Further, the ONS reported that the retail price index, a benchmark for wage settlements, grew 0.5% month-on-month in May, faster than 0.4% predicted, but slower than 0.9% recorded in the previous month. Year-on-year, the retail price index climbed 4.3%, while consensus forecast was 4.2%. Retail price index excluding mortgage interest payments increased 4.4% over the previous year.
Other inflationary measures have also shown significant increases. Factory-gate inflation in May accelerated at the fastest pace since records on a consistent basis began in 1986.
The latest quarterly survey of Bank of England and GfK NOP showed inflation expectations in UK rose to a new series high. Median expectations of the inflation rate over the coming year climbed to 4.3% in the latest survey from the previous record high of 3.3% in February.
In June, ignoring rising calls for a rate cut, the UK central bank left the key interest rate unchanged at 5% as policymakers focused on accelerating inflation despite concerns over slowing growth. The central bank held the base rate unchanged for the second month in a row after a 25 basis point cut in April, the third since December 2007.
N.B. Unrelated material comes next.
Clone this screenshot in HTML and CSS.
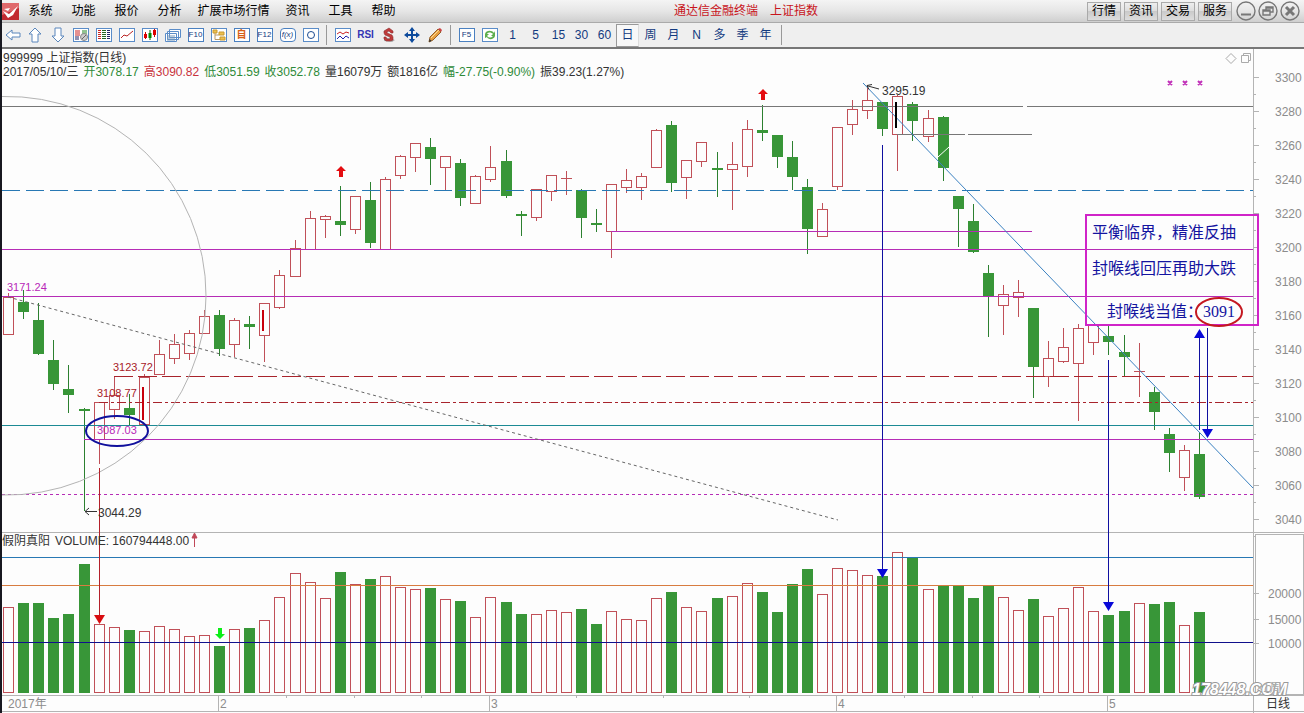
FILE: index.html
```html
<!DOCTYPE html>
<html lang="zh-CN">
<head>
<meta charset="utf-8">
<title>通达信金融终端</title>
<link rel="stylesheet" href="styles.css">
</head>
<body>
<header class="menubar">
  <svg class="logo" viewBox="0 0 17 17"><rect width="17" height="17" fill="#c22a30"/><path d="M0 0h17v5L0 12z" fill="#e0696c"/><path d="M1 8l6 3 9-8-5 9-5 3z" fill="#fff"/><path d="M2 6l4 2 2-3z" fill="#fff"/></svg>
  <nav class="menus">
    <button>系统</button><button>功能</button><button>报价</button><button>分析</button><button class="wide">扩展市场行情</button><button>资讯</button><button>工具</button><button>帮助</button>
  </nav>
  <h1 class="title"><span>通达信金融终端</span><span>上证指数</span></h1>
  <div class="links">
    <button>行情</button><button>资讯</button><button>交易</button><button>服务</button>
  </div>
  <div class="winctl">
    <button aria-label="最小化"><svg viewBox="0 0 20 20"><circle cx="10" cy="10" r="9"/><path d="M5 13.500h10" stroke-width="2"/></svg></button>
    <button aria-label="还原"><svg viewBox="0 0 20 20"><circle cx="10" cy="10" r="9"/><path d="M8 9V6h7v5h-3M5 9h7v5H5zM5 10h7M8 7h7"/></svg></button>
    <button aria-label="关闭"><svg viewBox="0 0 20 20"><circle cx="10" cy="10" r="9"/><path d="M6 6l8 8M14 6l-8 8" stroke-width="3"/></svg></button>
  </div>
</header>

<div class="toolbar">
  <button aria-label="后退"><svg viewBox="0 0 16 16"><path class="arrow" d="M1 8l6-5v3h8v4H7v3z"/></svg></button>
  <button aria-label="上"><svg viewBox="0 0 16 16"><path class="arrow" d="M8 1l6 6h-3v8H5V7H2z"/></svg></button>
  <button aria-label="下"><svg viewBox="0 0 16 16"><path class="arrow" d="M8 15l6-6h-3V1H5v8H2z"/></svg></button>
  <button aria-label="行情"><svg viewBox="0 0 16 16"><rect class="frame" x=".5" y="1.500" width="15" height="13"/><path d="M2 4h5M2 6h5M2 8h5" stroke="#c22"/><path d="M9 4h5M9 6h5" stroke="#282"/><path d="M2 10h4M2 12h4" stroke="#226"/><circle cx="11" cy="10" r="3.500" fill="#ccc" stroke="#888"/><path d="M9 12l4-4" stroke="#666"/></svg></button>
  <button aria-label="报价表"><svg viewBox="0 0 16 16"><rect class="frame" x=".5" y="1.500" width="15" height="13"/><path d="M2 3.500h3M2 5.500h3M2 7.500h3M2 9.500h3M2 11.500h3" stroke="#c22"/><path d="M6 3.500h4M6 5.500h4M6 7.500h4M6 9.500h4M6 11.500h4" stroke="#262"/><path d="M11 3.500h3M11 5.500h3M11 7.500h3M11 9.500h3M11 11.500h3" stroke="#226"/></svg></button>
  <button aria-label="分时"><svg viewBox="0 0 16 16"><rect class="frame" x=".5" y="1.500" width="15" height="13"/><path d="M2 11l3-3 3 1 6-5" stroke="#b22" fill="none"/></svg></button>
  <button aria-label="K线"><svg viewBox="0 0 16 16"><rect class="frame" x=".5" y="1.500" width="15" height="13"/><path d="M3.500 5v7M12.500 2v8" stroke="#c00"/><path d="M8 3v10" stroke="#060"/><path d="M2 7h3v4H2zM11 3h3v5h-3z" fill="#d00"/><path d="M6.500 6h3v5h-3z" fill="#080"/></svg></button>
  <button aria-label="窗口"><svg viewBox="0 0 16 16"><path class="frame" d="M4.500 2.500h11v8h-11zM2.500 4.500h11v8h-11zM.5 6.500h11v8H.5z"/><path d="M2 9h8M2 11h8M2 13h8" stroke="#79b"/></svg></button>
  <button class="key"><span>F10</span></button>
  <button aria-label="树"><svg viewBox="0 0 16 16"><rect class="frame" x=".5" y="1.500" width="15" height="13"/><path d="M4 5v7.500h5M4 8h4" stroke="#b96" fill="none"/><path d="M2 3h4v3H2zM8 5h5v3H8zM9 10h5v3H9z" fill="#edc050" stroke="#c99a30"/></svg></button>
  <button class="key orange"><span>自</span></button>
  <button class="key"><span>F12</span></button>
  <button class="key round"><span>f(x)</span></button>
  <button aria-label="圆"><svg viewBox="0 0 16 16"><rect class="frame" x=".5" y="1.500" width="15" height="13"/><circle cx="8" cy="8" r="3.500" fill="none" stroke="#1a4a90"/></svg></button>
  <i class="sep"></i>
  <button aria-label="指标"><svg viewBox="0 0 16 16"><rect class="frame" x=".5" y="1.500" width="15" height="13"/><path d="M2 7l3-2 3 2 3-2 3 1" stroke="#c22" fill="none"/><path d="M2 12l3-3 3 3 3-3 3 2" stroke="#22a" fill="none"/></svg></button>
  <button class="rsi">RSI</button>
  <button aria-label="除权"><svg viewBox="0 0 16 16"><path d="M3 12l4-1 7 2-3 2-8-1z" fill="#aaa"/><path d="M8 1l4 3v2h-2L8 4 6 5v1l5 2 1 2v3l-3 1H5l-2-2v-2h2l1 2h3v-2L4 8 3 6V4z" fill="#c03a3a" stroke="#8a3030" stroke-width=".6"/></svg></button>
  <button aria-label="移动"><svg viewBox="0 0 16 16"><path d="M8 0l3 4H9v3h3V5l4 3-4 3V9H9v3h2l-3 4-3-4h2V9H4v2L0 8l4-3v2h3V4H5z" fill="#0d4a9c"/></svg></button>
  <button aria-label="画线"><svg viewBox="0 0 16 16"><path d="M2 15l1-5 8-8 3 3-8 8z" fill="#e8a040" stroke="#94602a"/><path d="M11 2l2-1 2 2-1 2z" fill="#c44"/><path d="M2 15l.6-3 2 2z" fill="#333"/><path d="M4 11l8-8" stroke="#fbdc98"/></svg></button>
  <i class="sep"></i>
  <button class="key"><span>F5</span></button>
  <button aria-label="刷新"><svg viewBox="0 0 16 16"><rect class="frame" x=".5" y="1.500" width="15" height="13"/><path d="M3 7c1-4 7-4 9-1l1-2v5H9l2-2C9 5 6 5 5 7zM13 9c-1 4-7 4-8 1l-2 1V7h4L5 9c2 2 4 2 6 0z" fill="#5dae4e"/></svg></button>
  <button>1</button><button>5</button><button>15</button><button>30</button><button>60</button><button class="on">日</button><button>周</button><button>月</button><button>N</button><button>多</button><button>季</button><button>年</button>
  <i class="sep"></i>
</div>

<main class="chart">
  <div class="info">
    <div>999999 上证指数(日线)</div>
    <div class="quote"><span>2017/05/10/三</span><span class="down">开3078.17</span><span class="up">高3090.82</span><span class="down">低3051.59</span><span class="down">收3052.78</span><span>量16079万</span><span>额1816亿</span><span class="down">幅-27.75(-0.90%)</span><span>振39.23(1.27%)</span></div>
  </div>
  <svg class="plot" viewBox="2 49 1302 664">
    <g id="axis" class="axis crisp"></g>
    <g id="candles"></g>
    <g id="rules"></g>
    <g class="dashes">
      <path class="blue" stroke-dasharray="18 6" d="M2 190.500H1253"/>
      <path class="magenta" stroke-dasharray="3 3" d="M2 494.500H1253"/>
      <path class="red" stroke-dasharray="19 5" d="M114 376.500H1253"/>
      <path class="red" stroke-dasharray="9 3 3 3" d="M99 402.500H1253"/>
    </g>
    <g fill="none">
      <path d="M2 96.500A199 199 0 0 1 206 296A199 199 0 0 1 2 495" stroke="#b4b4b4"/>
      <path d="M8 297L838 520" stroke="#666" stroke-dasharray="3 3"/>
      <path d="M863 83L1253 488" stroke="#3a80c0"/>
      <path d="M938 157l11-10" stroke="#fff"/>
    </g>
    <path d="M142 387h2v33h-2zM262 310h2v21h-2z" fill="#c8000c"/>
    <path d="M895 102h2v26h-2z" fill="#000"/>
    <rect x="99" y="468" width="1" height="150" fill="#b4202a"/>
    <g fill="#1010a0">
      <rect x="882" y="145" width="1" height="425"/>
      <rect x="1108" y="360" width="1" height="243"/>
      <rect x="1199" y="334" width="1" height="96"/>
      <rect x="1207" y="328" width="1" height="103"/>
    </g>
    <path d="M94 615h11l-5.500 9z" fill="#d80c10"/>
    <path d="M877 569h11l-5.500 9zM1103 602h11l-5.500 9zM1202 429h11l-5.500 9zM1194 338h11l-5.500-9z" fill="#0808d8"/>
    <path class="redmark" d="M341 166l5 5h-3v6h-4v-6h-3zM763 89l5 5h-3v6h-4v-6h-3z"/>
    <path d="M220 639l5-5h-3v-6h-4v6h-3z" fill="#0cee18"/>
    <path d="M194.500 547V534M192 538l2.500-5 2.500 5z" stroke="#c04858" fill="#c04858"/>
    <g fill="none" stroke="#333"><path d="M97 511.500H85M89 508l-4 3.500 4 3.500M879 89L868 86M872 84.500l-5 1 2 4"/></g>
    <path d="M1168 81l4 4m0-4l-4 4M1183 81l4 4m0-4l-4 4M1198 81l4 4m0-4l-4 4" stroke="#c030b8" stroke-width="2"/>
    <path d="M1226 58.500l5-5 5 5-5 5zM1241.500 55.500h7v7h-7zM1243.500 55.500v-2h7v7h-2" stroke="#aaa" fill="none"/>

    <g class="label">
      <text class="mag small" x="7" y="291">3171.24</text>
      <text class="crim small" x="113" y="371">3123.72</text>
      <text class="crim small" x="97" y="397">3108.77</text>
      <text class="mag small" x="97" y="434">3087.03</text>
      <text x="98" y="517">3044.29</text>
      <text x="882" y="95">3295.19</text>
      <text x="2" y="545">假阴真阳</text>
      <text x="55" y="545">VOLUME: 160794448.00</text>
      <text x="1266" y="708">日线</text>
    </g>
    <ellipse cx="117" cy="431" rx="31" ry="15" fill="none" stroke="#10109c" stroke-width="2"/>

    <rect x="1086" y="215" width="172" height="110" fill="none" stroke="#d024c8" stroke-width="2"/>
    <g class="note">
      <text x="1092" y="238">平衡临界，精准反抽</text>
      <text x="1092" y="274">封喉线回压再助大跌</text>
      <text x="1107" y="317">封喉线当值：</text>
      <text x="1203" y="317" class="num">3091</text>
    </g>
    <ellipse cx="1219" cy="312" rx="23" ry="14" fill="none" stroke="#c41820" stroke-width="2"/>

    <g class="mark"><text x="1192" y="695">178448.COM</text><text class="box" x="1256" y="692">×1周</text></g>
  </svg>
</main>
<script src="chart.js"></script>
</body>
</html>
```

FILE: styles.css
```css
* { box-sizing: border-box; }
body {
  margin: 0;
  border-left: 2px solid #181820;
  background: #fdfdfd;
  color: #333;
  font: 12px/14px "Liberation Sans", "Noto Sans CJK SC", sans-serif;
}
button {
  padding: 0;
  border: 0;
  background: none;
  color: inherit;
  font: inherit;
}
button svg { display: block; }

.menubar {
  display: flex;
  align-items: center;
  height: 23px;
  padding-right: 4px;
  border-bottom: 1px solid #aaa;
  background: linear-gradient(#f4f4f4, #e6e6e6 50%, #cfcfcf);
  color: #000;
}
.logo { width: 17px; height: 17px; }
.menus { display: flex; }
.menus button { width: 43px; }
.menus .wide { width: 85px; }
.title {
  display: flex;
  flex: 1;
  justify-content: center;
  gap: 12px;
  margin: 0;
  color: #c8141c;
  font-size: 12px;
  font-weight: normal;
}
.links { display: flex; gap: 3px; }
.links button {
  width: 34px;
  height: 19px;
  border: 1px solid #aaa;
  background: linear-gradient(#eee, #dcdcdc 50%, #cacaca 50%, #ddd);
}
.winctl { display: flex; gap: 2px; margin-left: 4px; }
.winctl svg {
  width: 20px;
  height: 20px;
  fill: none;
  stroke: #777;
  stroke-width: 1.4px;
}

.toolbar {
  display: flex;
  align-items: center;
  height: 26px;
  border-bottom: 2px solid #777;
  background: #efefef;
  color: #123a80;
}
.toolbar button {
  display: flex;
  align-items: center;
  justify-content: center;
  width: 23px;
  height: 23px;
}
.toolbar button:first-child { width: 21px; }
.toolbar svg { width: 16px; height: 16px; }
.sep {
  width: 1px;
  height: 20px;
  margin: 0 4px;
  background: #999;
}
.frame { fill: #fff; stroke: #5a8cc8; }
.arrow { fill: #fff; stroke: #5a86bc; }
.toolbar .on {
  border: 1px solid #999;
  border-right-color: #ddd;
  background: #f8f8f8;
}
.key span {
  width: 16px;
  height: 14px;
  border: 1px solid #4a80c0;
  background: #fff;
  font-size: 8px;
  line-height: 12px;
}
.key.orange span {
  color: #d86018;
  font-weight: bold;
  font-size: 10px;
}
.key.round span {
  border-radius: 4px;
  font-style: italic;
}
.toolbar .rsi {
  color: #3434b4;
  font-weight: bold;
  font-size: 10px;
}

.chart { position: relative; }
.info {
  position: absolute;
  top: 2px;
  left: 1px;
}
.quote { display: flex; gap: 5px; }
.up { color: #c8323c; }
.down { color: #2e8a38; }
.plot { display: block; width: 100%; }
.crisp { shape-rendering: crispEdges; }
.dashes path { fill: none; }
.blue { stroke: #2878b4; }
.magenta { stroke: #b62cb6; }
.red { stroke: #a8242c; }
.redmark { fill: #e40c10; }
.candle-up { fill: none; stroke: #c05058; }
.candle-down { fill: #389638; }
.wick-up { fill: #c05058; }
.wick-down { fill: #2c8030; }
.axis path { fill: none; stroke: #b4b4b4; }
.axis text { fill: #8c8c8c; font-size: 12px; }
.label text { fill: #333; font-size: 12px; }
.label .small { font-size: 11px; }
.label .mag { fill: #b828b8; }
.label .crim { fill: #a82028; }
.note text { fill: #1414a0; font-size: 16px; }
.note .num { font-family: "Liberation Serif", serif; }
.mark text {
  fill: #fff;
  stroke: #999;
  stroke-width: 2px;
  paint-order: stroke;
  font: italic bold 16px "Liberation Sans", sans-serif;
}
.mark .box {
  fill: #aaa;
  stroke: none;
  font: 12px "Liberation Sans", "Noto Sans CJK SC", sans-serif;
}
```

FILE: chart.js
```js
// Each day: direction, high, body top, body bottom, low, volume top.
const days = `R 293 297 334 335 607
G 290 302 312 319 603
G 303 320 354 355 603
G 340 360 384 390 618
G 365 389 395 413 614
G 408 409 411 511 564
R 402 402 439 464 624
R 376 395 409 419 627
G 394 408 415 425 630
R 374 377 424 424 631
R 340 354 374 374 626
R 334 344 358 364 629
R 330 333 353 360 636
R 310 316 333 333 635
G 310 315 349 356 646
R 318 320 344 357 629
G 316 324 327 349 628
R 303 303 335 362 620
R 270 275 307 309 597
R 240 248 276 277 573
R 211 218 249 249 582
R 215 216 219 238 598
G 186 221 225 236 572
R 196 196 229 234 584
G 182 200 243 248 579
R 177 179 249 249 576
R 155 156 175 179 587
R 143 143 157 172 589
G 138 147 159 185 588
R 156 156 167 190 599
G 159 163 198 206 601
R 175 176 203 203 617
R 146 167 179 182 597
G 150 161 196 198 602
G 211 214 216 236 614
R 189 189 217 221 614
R 175 175 191 201 610
R 171 178 178 195 612
G 189 190 218 238 609
G 209 223 225 232 624
R 184 184 231 258 611
R 169 180 187 193 619
R 173 176 187 200 620
R 129 130 167 167 598
G 121 125 183 192 592
R 160 160 177 199 607
R 142 142 161 167 611
G 152 168 170 197 598
R 142 164 169 210 596
R 120 129 166 177 583
G 105 130 133 141 592
G 135 135 157 168 612
G 141 157 177 190 584
G 179 187 229 254 569
R 203 209 236 236 594
R 127 127 186 190 568
R 100 109 124 135 570
R 85 100 110 119 575
G 102 102 129 136 576
R 95 96 134 171 552
G 102 104 121 141 557
R 110 118 136 142 589
G 116 117 168 181 586
G 196 196 209 247 586
G 204 221 252 253 598
G 265 273 297 337 586
R 285 294 305 335 597
R 280 292 297 317 610
G 308 308 367 398 599
R 341 358 376 387 616
R 328 347 361 363 608
R 324 328 363 421 587
R 325 325 342 355 611
G 325 336 342 355 615
G 335 352 357 376 611
R 343 371 371 397 603
G 387 392 412 430 604
G 428 434 453 472 602
R 445 450 477 491 625
G 432 454 497 499 612`.split('\n').map(line => {
  const [dir, ...n] = line.split(' ');
  return [dir, ...n.map(Number)];
});

const bar = (cls, x, y, w, h) =>
  h > 0 ? `<rect class="${cls}" x="${x}" y="${y}" width="${w}" height="${h}"/>` : '';

const parts = days.map(([dir, high, top, bottom, low, vol], i) => {
  const x = Math.floor(8.64 + i * 15.0725);
  if (dir === 'G') {
    return bar('wick-down', x, high, 1, low - high)
      + bar('candle-down', x - 5, top, 11, bottom - top)
      + bar('candle-down', x - 5, vol, 11, 693 - vol);
  }
  // A doji has no body height, so it is drawn as a single horizontal stroke.
  const body = top === bottom
    ? bar('wick-up', x - 5, top, 11, 1)
    : bar('candle-up', x - 4.5, top + 0.5, 10, bottom - top);
  return bar('wick-up', x, high, 1, top - high)
    + bar('wick-up', x, bottom, 1, low - bottom)
    + body
    + bar('candle-up', x - 4.5, vol + 0.5, 10, 692 - vol);
});
document.getElementById('candles').innerHTML = parts.join('');

// Horizontal levels: start x, end x, y, colour.
document.getElementById('rules').innerHTML = [
  [2, 1023, 106, '#777'], [1027, 1253, 106, '#777'],
  [897, 965, 134, '#777'], [968, 1032, 134, '#777'],
  [611, 1032, 231, '#b62cb6'], [2, 1253, 249, '#b62cb6'],
  [2, 1253, 296, '#b62cb6'], [84, 1253, 439, '#b62cb6'],
  [2, 1253, 425, '#1c8a94'], [2, 1253, 557, '#2878b4'],
  [2, 1253, 585, '#d87c40'], [2, 1253, 642, '#10108c'],
].map(([from, to, y, color]) =>
  `<rect x="${from}" y="${y}" width="${to - from}" height="1" fill="${color}"/>`
).join('');

let axis = '<path d="M1253.5 49V713M2 532.5H1304M2 695.5H1304M2 711.5H1304M1255.5 534.5H1303.5V694.5H1255.5z"/>';
for (let i = 0; i < 14; i++) {
  const y = 77 + i * 34;
  axis += `<path d="M1253 ${y + 0.5}h6M1253 ${y + 17.5}h3"/><text x="1275" y="${y + 5}">${3300 - i * 20}</text>`;
}
[[20000, 593], [15000, 619], [10000, 643]].forEach(([value, y]) => {
  axis += `<path d="M1254 ${y + 0.5}h5"/><text x="1268" y="${y + 5}">${value}</text>`;
});
[286, 354, 421, 576, 663, 749, 904, 972, 1039].forEach(x => {
  axis += `<path d="M${x + 0.5} 695v3"/>`;
});
[[218, '2'], [489, '3'], [836, '4'], [1107, '5']].forEach(([x, month]) => {
  axis += `<path d="M${x + 0.5} 695v16"/><text x="${x + 2}" y="708">${month}</text>`;
});
axis += '<text x="8" y="708">2017年</text>';
document.getElementById('axis').innerHTML = axis;
```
In a note, BNP Paribas economist Raymond Van der Putten said the MPC is not expected to change its position as a result of disappointing inflation data. The economist noted that a rate hike at this time is still unlikely as its damaging impact on the economy might outweigh its beneficial effects on inflation. The economist expects the bank rate to remain unchanged, at least till the end of the year.
The UK economy recorded its weakest pace of growth in three years in the first quarter of 2008 driven by a decline in activity in the business service sector and investment as against robust growth in household consumption. King had said there could be an “odd quarter or two” of negative growth, hinting at the possibility of a technical recession, which is defined as two straight quarters of declining output. The central bank’s projections indicated that annualized growth could slump to as low as 1% this year.